Epner said that all members agree that diagnostic errors have not received enough attention. Part of the problem is that there are so many reasons for a misdiagnosis, including clinical reasoning, problems interpreting tests, imaging issues, communication errors and symptoms that could indicate several conditions or that come and go, he said.

"These errors occur every day and they go from benign consequences to death. In most cases it's not even something discussed in hospitals. So it's difficult to measure. If you miss a diagnosis, how do you know you missed it until someone comes up with it? You only know after the fact," Epner said.

In some instances a physician may never know if a patient seeks a second opinion at a different hospital or with another physician.

"We believe every hospital should have this on their agenda of patient safety concerns and economic concerns. If you start out with a wrong diagnosis and the treatment is wrong, a waste of dollars and potentially a worsening of the original condition," he said.

Every hospital must come up with an approach to measure diagnostic errors and take appropriate actions to resolve the identified problems, he said.

Educational interventions, increased collaboration between laboratories and clinicians, improved patient handoffs are just some of the steps hospitals can take to reduce the chance of a diagnostic error.
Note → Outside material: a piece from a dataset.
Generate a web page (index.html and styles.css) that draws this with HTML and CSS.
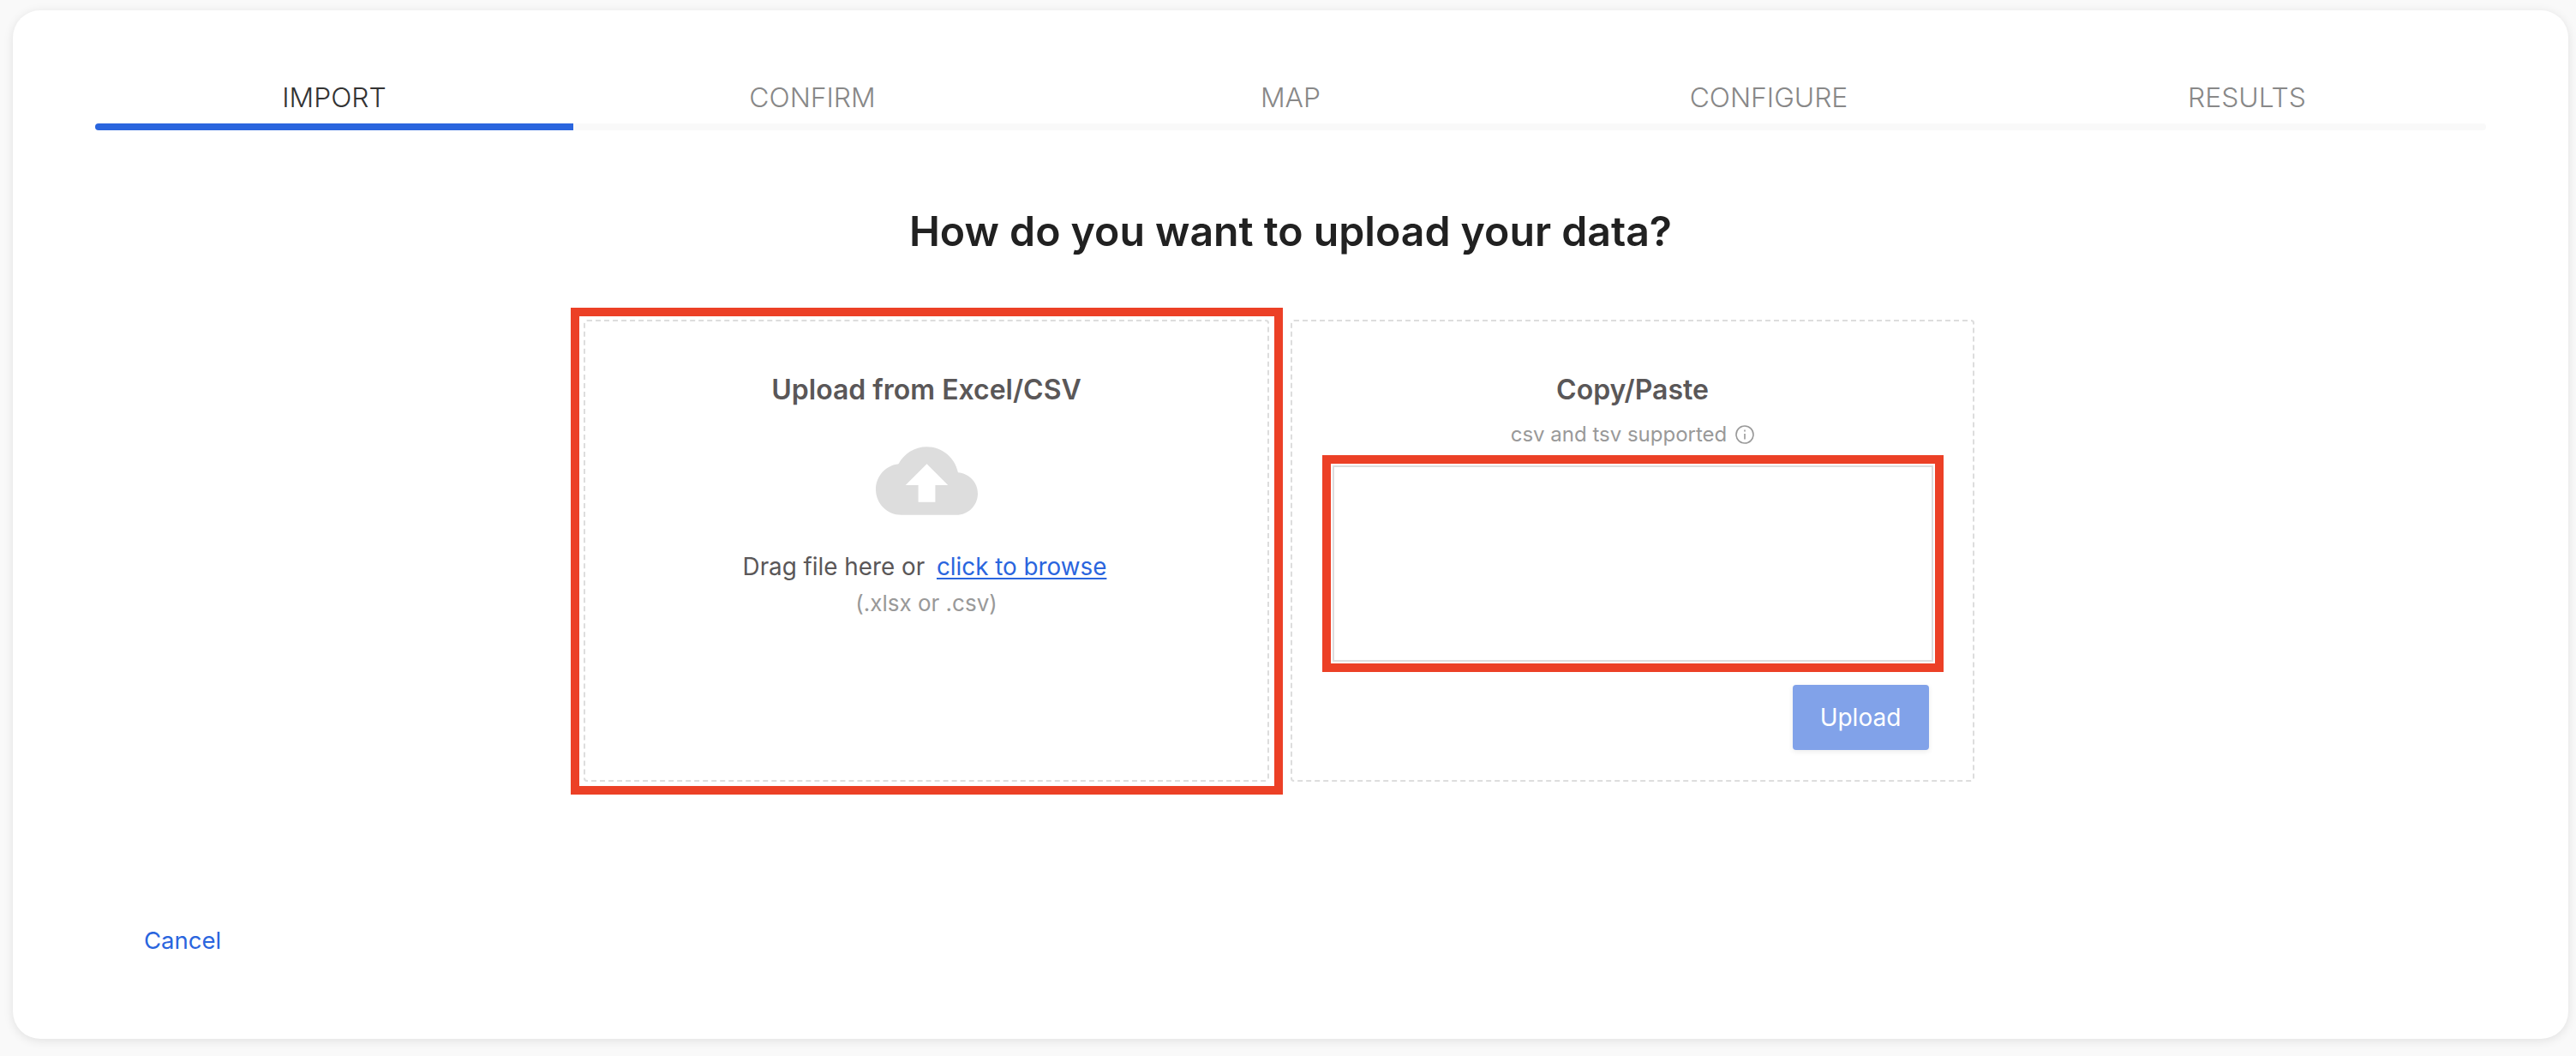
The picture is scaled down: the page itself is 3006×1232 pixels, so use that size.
FILE: index.html
```html
<!DOCTYPE html>
<html lang="en">
<head>
<meta charset="utf-8">
<title>Import</title>
<link rel="stylesheet" href="styles.css">
</head>
<body>
<main class="card">
  <nav class="steps">
    <div class="step step-active"><span class="step-label">IMPORT</span><span class="step-bar"></span></div>
    <div class="step"><span class="step-label">CONFIRM</span><span class="step-bar"></span></div>
    <div class="step"><span class="step-label">MAP</span><span class="step-bar"></span></div>
    <div class="step"><span class="step-label">CONFIGURE</span><span class="step-bar"></span></div>
    <div class="step"><span class="step-label">RESULTS</span><span class="step-bar"></span></div>
  </nav>
  <h1 class="heading">How do you want to upload your data?</h1>
  <section class="options">
    <div class="box box-left">
      <h2 class="box-title">Upload from Excel/CSV</h2>
      <svg class="cloud" viewBox="0 4 24 16" aria-hidden="true"><path d="M19.35 10.04C18.67 6.59 15.64 4 12 4 9.11 4 6.6 5.64 5.35 8.04 2.34 8.36 0 10.91 0 14c0 3.31 2.69 6 6 6h13c2.76 0 5-2.24 5-5 0-2.64-2.05-4.78-4.65-4.96zM14 13v4h-4v-4H7l5-5 5 5h-3z"/></svg>
      <p class="drag">Drag file here or <a class="browse" href="#">click to browse</a></p>
      <p class="formats">(.xlsx or .csv)</p>
    </div>
    <div class="box box-right">
      <h2 class="box-title">Copy/Paste</h2>
      <p class="support">csv and tsv supported
        <svg class="info" viewBox="0 0 22 22" aria-hidden="true"><circle cx="11" cy="11" r="10"/><path d="M11 10v6.5M11 5.5v2"/></svg>
      </p>
      <textarea class="paste"></textarea>
      <div class="actions"><button class="upload" type="button">Upload</button></div>
    </div>
  </section>
  <a class="cancel" href="#">Cancel</a>
</main>
</body>
</html>
```
FILE: styles.css
```css
* { box-sizing: border-box; }
html, body { margin: 0; height: 100%; }
body {
  background: #f9f9f9;
  padding: 12px 9px 20px 15px;
  font-family: Inter, "Liberation Sans", sans-serif;
  overflow: hidden;
}
.card {
  height: 1200px;
  background: #fff;
  border-radius: 32px;
  box-shadow: 0 2px 12px rgba(0, 0, 0, 0.1);
  padding: 81px 96px 0;
}
.steps { display: flex; }
.step { flex: 1 1 0; display: flex; flex-direction: column; align-items: center; }
.step-label {
  font-size: 31.8px;
  font-weight: 300;
  line-height: 40px;
  color: #888;
  margin: 1px 0 10px;
}
.step-active .step-label { color: #333; }
.step-bar { display: block; width: 100%; height: 8px; background: #f9f9f9; }
.step:first-child .step-bar { border-radius: 4px 0 0 4px; }
.step:last-child .step-bar { border-radius: 0 4px 4px 0; }
.step-active .step-bar { background: #2a65de; }
.heading {
  margin: 88px 0 0;
  font-size: 48.2px;
  line-height: 60px;
  font-weight: 600;
  color: #212121;
  text-align: center;
}
.options { display: flex; gap: 25px; margin: 73px 0 0 570px; }
.box {
  position: relative;
  height: 539px;
  border: 2px dashed #ddd;
  border-radius: 4px;
  display: flex;
  flex-direction: column;
  align-items: center;
  padding: 60px 46px 0;
}
.box-left { width: 800px; }
.box-left::after {
  content: "";
  position: absolute;
  inset: -16px -18px -17px -17px;
  border: 10px solid #ec4026;
  pointer-events: none;
}
.box-right { width: 798px; }
.box-title {
  margin: 0;
  font-size: 32px;
  line-height: 40px;
  font-weight: 600;
  color: #5a5758;
}
.cloud { width: 119px; height: 80px; margin-top: 46px; fill: #ddd; }
.drag {
  margin: 40px 4px 0 0;
  font-size: 27.8px;
  line-height: 40px;
  color: #5a5758;
  white-space: pre-wrap;
}
.browse { color: #2a65de; margin-left: 6px; text-decoration-thickness: 2px; text-underline-offset: 3px; }
.formats { margin: 5px 0 0; font-size: 26px; line-height: 36px; color: #999; }
.support {
  margin: 17px 0 0;
  display: flex;
  align-items: center;
  gap: 10px;
  font-size: 24px;
  line-height: 30px;
  color: #999;
}
.info { width: 22px; height: 22px; fill: none; stroke: #999; stroke-width: 1.6; }
.paste {
  display: block;
  width: 701px;
  height: 229px;
  margin-top: 21px;
  border: 2px solid #ddd;
  background: #fff;
  resize: none;
  outline: 10px solid #ec4026;
  outline-offset: 2px;
}
.actions { width: 701px; display: flex; justify-content: flex-end; margin-top: 27px; padding-right: 5px; }
.upload {
  width: 159px;
  height: 76px;
  border: 0;
  border-radius: 4px;
  background: #81a2e9;
  color: #fff;
  font: 400 28px Inter, "Liberation Sans", sans-serif;
  box-shadow: 0 2px 6px rgba(0, 0, 0, 0.08);
}
.cancel {
  display: inline-block;
  margin: 165px 0 0 57px;
  font-size: 27.5px;
  line-height: 40px;
  color: #2a65de;
  text-decoration: none;
}
```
Epner says his organization is taking several approaches to address the problem. It is working with a board of certified physicians to develop a curricular approach for new and existing physicians and is also collaborating with patients to develop consumer tools to reduce errors.

"The big message is that it involves the physician from training through retirement, every actor in the healthcare system from payers to risk managers to clinicians, laboratorians, radiologists and patients," he said. "This is a significant opportunity to engage lots of players on a very understudied subject that is such a significant problem."